To fix the issue for now, you can write to NFS instead of HDFS. The default file scheme is HDFS, so you’ll need to prefix the path with file:// to write to NFS. This’ll look something like file:///path/to/vds...

I tried that but got IOException of Mkdirs failure. I will ask our IT about it. Thanks very much again!

That’s probably a permission issue or a mistyped path - you should be able to write to NFS. Make sure you have three forward slashes in front of file:

I tried with 2 fwd slashes plus the full path that starts with 1 "/. " I’ll have our IT look into it. Thx!

Got it, best of luck!

Apparently our local NFS on the data nodes are allocated too small. Our HDFS is working. hdfs df also says only 5% of a total of 390TB is used. I had no problem writing vds out with chr20 (18GB vcf.bgz input size) but the current input size is 931GB (~3900 samples WGS). When you talked about HDFS full problem, are you referring to the whole HDFS or the HDFS path I’m trying to write to?
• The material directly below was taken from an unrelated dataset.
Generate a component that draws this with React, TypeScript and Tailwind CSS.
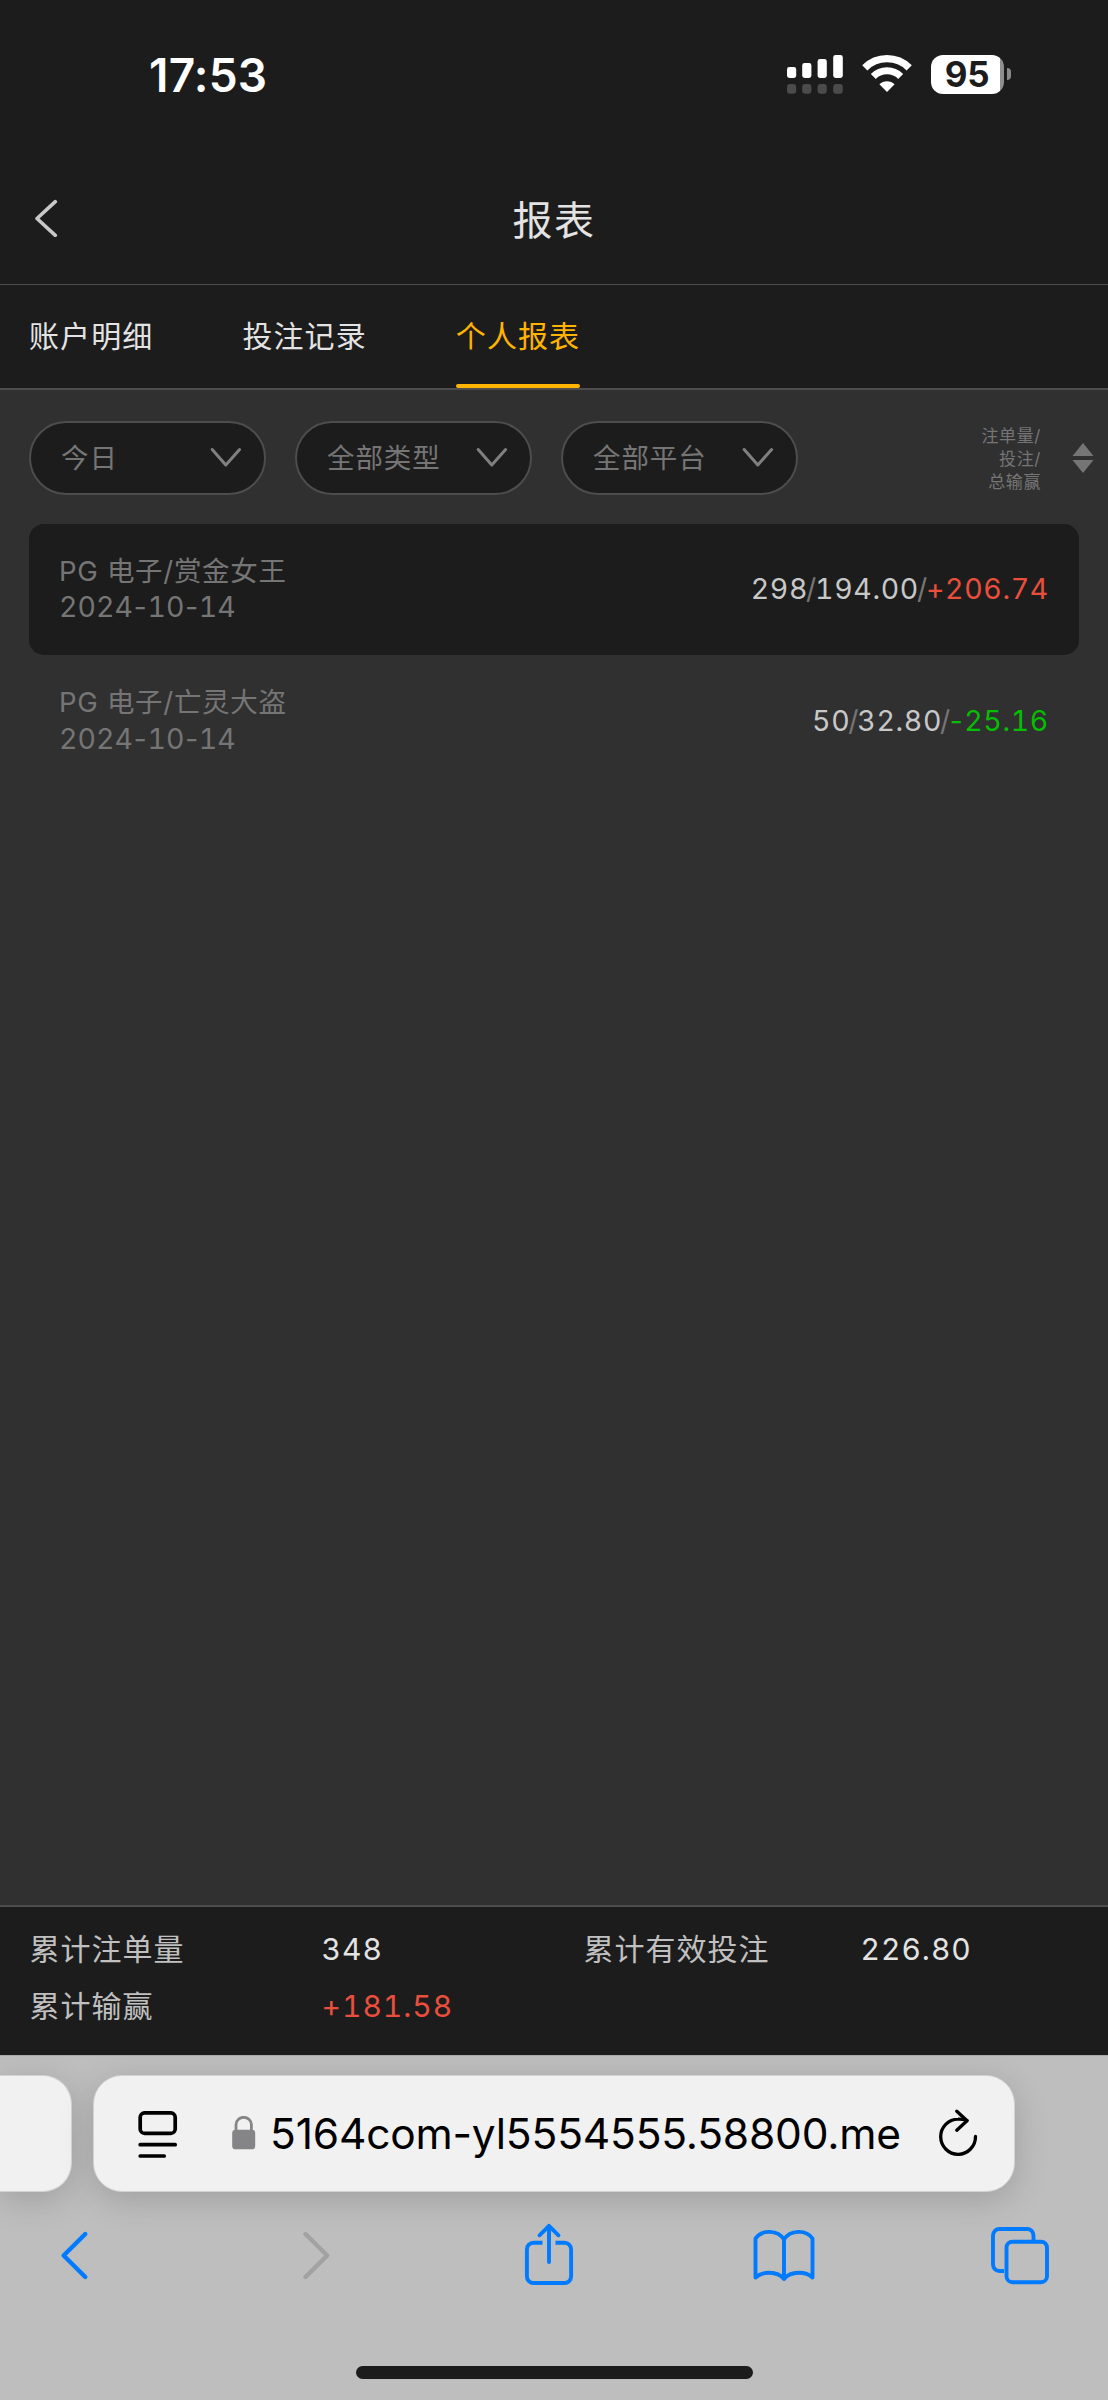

Our current set up for Spark cluster is 1 gateway node, 3 management node, 9 data nodes with 32cpu/177GB Mem/44TB hdfs storage for each node. Do you think this is sufficient for the hail task I’m doing?


Just to add that when I started the pyspark, I followed the tutorial for Cloudera cluster:
pyspark2 --jars build/libs/hail-all-spark.jar
–py-files build/distributions/hail-python.zip
–conf spark.sql.files.openCostInBytes=1099511627776
–conf spark.sql.files.maxPartitionBytes=1099511627776
–conf spark.hadoop.parquet.block.size=1099511627776

Do I need to adjust the pqrquet.block.size or just leave it out?

I’m not entirely sure. It’s certainly safe to leave it in. I think Hail will error out at the construction of a HailContext if the Spark Context isn’t properly configured.

If there was HDFS space left, then the “could not be replicated to min number of data nodes” issue could be something else. Hmm…

Just to report back in case it’s useful for others.
I tested leaving the spark.hadoop.parquet.block.size option out while starting Hail and it works. According to our IT the default parquet.block.size is set at 128MB. vds was written successfully and tested to be valid.

A minor correction - Our default parquet.block.size turns out to be 1G (1073741824 precisely) not 128MB. It works fine under the default.

Interesting. In this case I think that the parquet.block.size parameter may be being ignored / overruled. We need to read each parquet file as one Spark partition due to the on-disk ordering system we’ve built, and so use other config options to ensure that Parquet files are never split.

This should get a bit simpler in the next stable version!

That’s what I thought, too. Just out of curiosity, what is the Spark partition size required for Hail, is it 1G (1073741824)? The parquet.block.size parameter on the Hail tutorial is set to be 1TB. I am thinking maybe when I was trying to write vds out somehow hail pre-calculate the needed HDFS storage based on #partitions * block size * replication factor, causing it to give error of not enough space. Could that be the case?